AS AN ATMOSPHERIC scientist with the U.S. Department of the Interior, Larry
Vardiman used to direct cloud-seeding experiments aimed at increasing the
snowpack in the Sierra Nevadas north of here. As the current coordinator
for the largest project ever undertaken by the Institute for Creation
Research, he laughs that he's simply moved south, from one controversial
scientific project to another.
Based in this San Diego suburb, the RATE project, or Radioisotopes and the
Age of the Earth, is being hailed by its participants as a major
breakthrough. At its core, the project aims to convince people that
radioisotope dating, based on the decay of certain radioactive elements
into other elements, has erroneously added billions of years to Earth's
age. Biblical constraints, as seen by the institute and other creationists,
allow an age of only 6,000 to 10,000 years, at most.
G. Brent Dalrymple, a leading expert on radioisotope dating and professor
emeritus of geology at Oregon State University, says the dating method, as
it's commonly used, takes advantage of the slow decay of elements such as
uranium, rubidium and rhenium. By comparing the ratios of these starting
products to their so-called daughter products such as lead, strontium and
osmium, scientists have developed a series of independent "clocks" that can
date both meteorites from space and minerals and rocks from the moon and
Earth. All of the methods have provided ages in the billions of years.
"I like to tell people if I could prove the Earth was 6,000 years old, why
hesitate?" Dalrymple says. "My goodness, I'd get the Nobel Prize!"

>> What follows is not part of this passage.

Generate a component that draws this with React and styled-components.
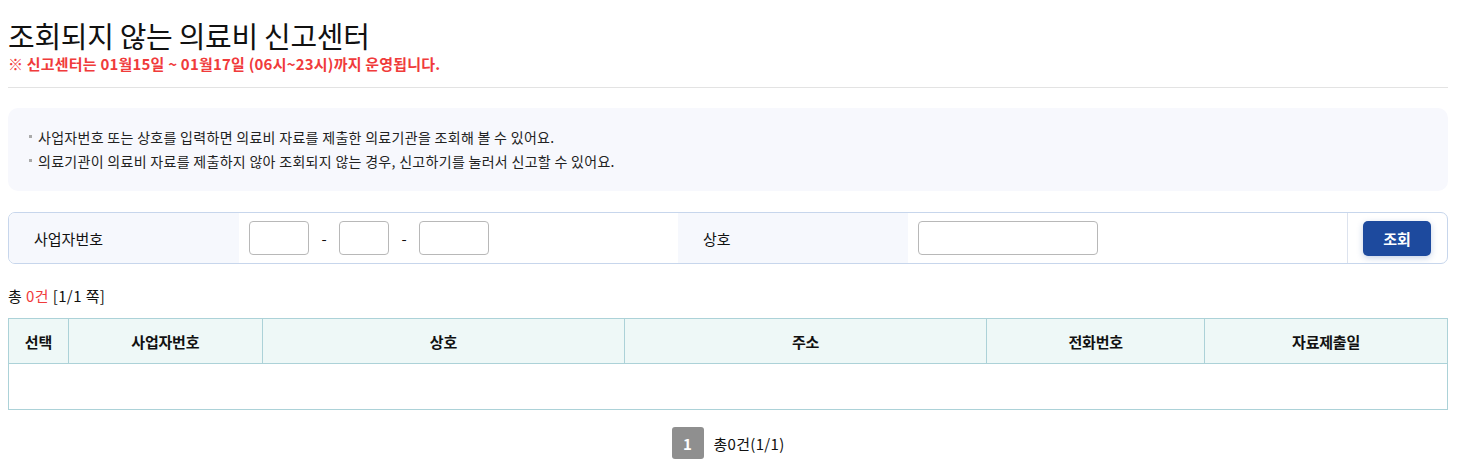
import React from 'react'
import styled, { createGlobalStyle } from 'styled-components'

const GlobalStyle = createGlobalStyle`
  body {
    margin: 0;
    background: #fff;
    color: #111;
    font-family: "Noto Sans CJK KR", "Noto Sans", sans-serif;
  }
`

const Page = styled.div`
  width: 1440px;
  padding: 0 8px;
`

const Header = styled.div`
  padding-top: 16px;
  padding-bottom: 13px;
  border-bottom: 1px solid #e3e3e3;
`

const Title = styled.h1`
  margin: 0;
  font-size: 29px;
  line-height: 38px;
  font-weight: 400;
  color: #111;
  letter-spacing: -0.3px;
`

const Notice = styled.p`
  margin: 0;
  font-size: 15px;
  line-height: 20px;
  font-weight: 700;
  color: #f03b3b;
  letter-spacing: 0.2px;
`

const InfoBox = styled.ul`
  list-style: none;
  margin: 20px 0 0;
  padding: 17px 20px 18px;
  background: #f7f8fd;
  border-radius: 10px;
`

const InfoItem = styled.li`
  position: relative;
  padding-left: 10px;
  font-size: 14px;
  line-height: 24px;
  color: #222;
  letter-spacing: 0.3px;

  &::before {
    content: '';
    position: absolute;
    left: 1px;
    top: 10px;
    width: 3px;
    height: 3px;
    background: #aaa;
  }
`

const SearchBar = styled.div`
  display: flex;
  align-items: stretch;
  margin-top: 21px;
  height: 50px;
  border: 1px solid #c7d6ec;
  border-radius: 7px;
  overflow: hidden;
`

const Label = styled.div`
  display: flex;
  align-items: center;
  width: ${p => p.$width}px;
  padding-left: ${p => p.$pad}px;
  box-sizing: border-box;
  background: #f6f8fd;
  font-size: 15px;
  color: #111;
`

const Field = styled.div`
  display: flex;
  align-items: center;
  padding-left: 10px;
  width: ${p => p.$width}px;
  box-sizing: border-box;
`

const TextInput = styled.input`
  width: ${p => p.$width}px;
  height: 34px;
  box-sizing: border-box;
  border: 1px solid #b8b8b8;
  border-radius: 4px;
  background: #fff;
  padding: 0 6px;
  font-size: 14px;
  outline: none;
`

const Dash = styled.span`
  width: 30px;
  text-align: center;
  font-size: 15px;
  color: #111;
`

const ButtonCell = styled.div`
  margin-left: auto;
  display: flex;
  align-items: center;
  padding: 0 16px 0 15px;
  border-left: 1px solid #dde3ee;
`

const SearchButton = styled.button`
  width: 68px;
  height: 35px;
  border: none;
  border-radius: 5px;
  background: #1d4a9e;
  color: #fff;
  font-family: inherit;
  font-size: 15px;
  font-weight: 700;
  box-shadow: 0 2px 6px rgba(29, 74, 158, 0.25);
  cursor: pointer;
`

const Count = styled.div`
  margin-top: 22px;
  font-size: 15px;
  line-height: 20px;
  color: #111;
  letter-spacing: 0.4px;
`

const Red = styled.span`
  color: #f03b3b;
`

const Table = styled.table`
  width: 100%;
  margin-top: 12px;
  border-collapse: collapse;
  border: 1px solid #acd2d8;
`

const Th = styled.th`
  width: ${p => p.$width}px;
  height: 44px;
  padding: 0;
  background: #eef8f7;
  border: 1px solid #acd2d8;
  font-size: 15px;
  font-weight: 700;
  color: #111;
  letter-spacing: -0.2px;
`

const Td = styled.td`
  height: 43px;
  border: 1px solid #acd2d8;
`

const Pager = styled.div`
  display: flex;
  align-items: center;
  justify-content: center;
  gap: 10px;
  margin-top: 17px;
`

const PageNum = styled.span`
  display: flex;
  align-items: center;
  justify-content: center;
  width: 32px;
  height: 32px;
  border-radius: 3px;
  background: #8f8f8f;
  color: #fff;
  font-size: 15px;
  font-weight: 700;
`

const PagerText = styled.span`
  font-size: 15px;
  color: #111;
  letter-spacing: 0.3px;
`

const columns = [
  { name: '선택', width: 59 },
  { name: '사업자번호', width: 194 },
  { name: '상호', width: 363 },
  { name: '주소', width: 363 },
  { name: '전화번호', width: 218 },
  { name: '자료제출일', width: 243 },
]

export default function App() {
  return (
    <Page>
      <GlobalStyle />
      <Header>
        <Title>조회되지 않는 의료비 신고센터</Title>
        <Notice>※ 신고센터는 01월15일 ~ 01월17일 (06시~23시)까지 운영됩니다.</Notice>
      </Header>

      <InfoBox>
        <InfoItem>사업자번호 또는 상호를 입력하면 의료비 자료를 제출한 의료기관을 조회해 볼 수 있어요.</InfoItem>
        <InfoItem>의료기관이 의료비 자료를 제출하지 않아 조회되지 않는 경우, 신고하기를 눌러서 신고할 수 있어요.</InfoItem>
      </InfoBox>

      <SearchBar>
        <Label $width={230} $pad={25}>사업자번호</Label>
        <Field $width={439}>
          <TextInput $width={60} />
          <Dash>-</Dash>
          <TextInput $width={50} />
          <Dash>-</Dash>
          <TextInput $width={70} />
        </Field>
        <Label $width={230} $pad={25}>상호</Label>
        <Field $width={200}>
          <TextInput $width={180} />
        </Field>
        <ButtonCell>
          <SearchButton>조회</SearchButton>
        </ButtonCell>
      </SearchBar>

      <Count>
        총 <Red>0건</Red> [1/1 쪽]
      </Count>

      <Table>
        <thead>
          <tr>
            {columns.map(c => (
              <Th key={c.name} $width={c.width}>{c.name}</Th>
            ))}
          </tr>
        </thead>
        <tbody>
          <tr>
            <Td colSpan={6} />
          </tr>
        </tbody>
      </Table>

      <Pager>
        <PageNum>1</PageNum>
        <PagerText>총0건(1/1)</PagerText>
      </Pager>
    </Page>
  )
}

The Institute for Creation Research, however, has launched a full-scale
effort to reinterpret radioisotope dating measurements in the context of a
"young Earth" model - and, in so doing, to take people to a literal
understanding of the Bible.
From a scientific vantage, the goal has become trickier. Sitting at his
cluttered desk, Vardiman says most creation scientists now accept that
radioactive uranium in rocks has, in fact, decayed into lead and other
daughter products, a process observed worldwide. But he and the other RATE
scientists are still seeking the best explanation for why this decay
seemingly suggests ages well beyond 10,000 years.
The current front-runner, supported by Vardiman and five of the six others,
suggests that either a single burst of accelerated decay, or perhaps
several, converted uranium to lead at a fast-forward rate at some time in
the past. Determining the timing of such an event within the confines of a
strictly literal interpretation of the Bible hasn't been easy, however. The
events of Genesis present both windows of opportunity and obstacles.
Vardiman favors a period of accelerated decay during the biblical creation
week, but he notes that the event would be necessarily confined to the
first three days of creation, since rapid decay would wipe out all animal
life forms starting on Day 4.
Another window appears with the arrival of sin and the expulsion of Adam
and Eve from the Garden of Eden. "The difficulty with that one is, if there
was a lot of decay at that point, you've got Adam and Eve there, you've got
their kids - you know, it would have killed them," he says. "So that one's
a problem."
A third explanation supposes rapid decay during the Biblical flood, when
Noah's family would have been protected from radiation by miles of water,
"like a swimming pool reactor." But the water wouldn't have protected them
from radioisotopes decaying within their own bodies, such as potassium-40,
requiring the later arrival of these elemental variants.
The theological debate has, in turn, opened the door to more theoretical
arguments. If decay rates were indeed accelerated, did the process affect
only the Earth - or the entire universe? If the latter, how did it affect
the speed of light?
In the project's first phase, the scientists published a 667-page book
outlining their main theories and plan of attack. A follow- up book in 2005
will describe their progress. Private donations have financed more than
$400,000 of the initial $500,000 tab, with a recent annex adding
much-needed space to prepare rock samples for analysis.
Dalrymple, however, says he's at a loss to explain the scientific rationale
for the accelerated uranium decay project.
"Scientifically, it just doesn't make any sense," he told scientists and
journalists last year at the annual conference of the American Association
for the Advancement of Science, held in San Francisco. "In fact, none of
the RATE experiments make any scientific sense, and I think it highly
unlikely that the outcome will enlighten us about the age of the Earth or
any other important subjects, for that matter."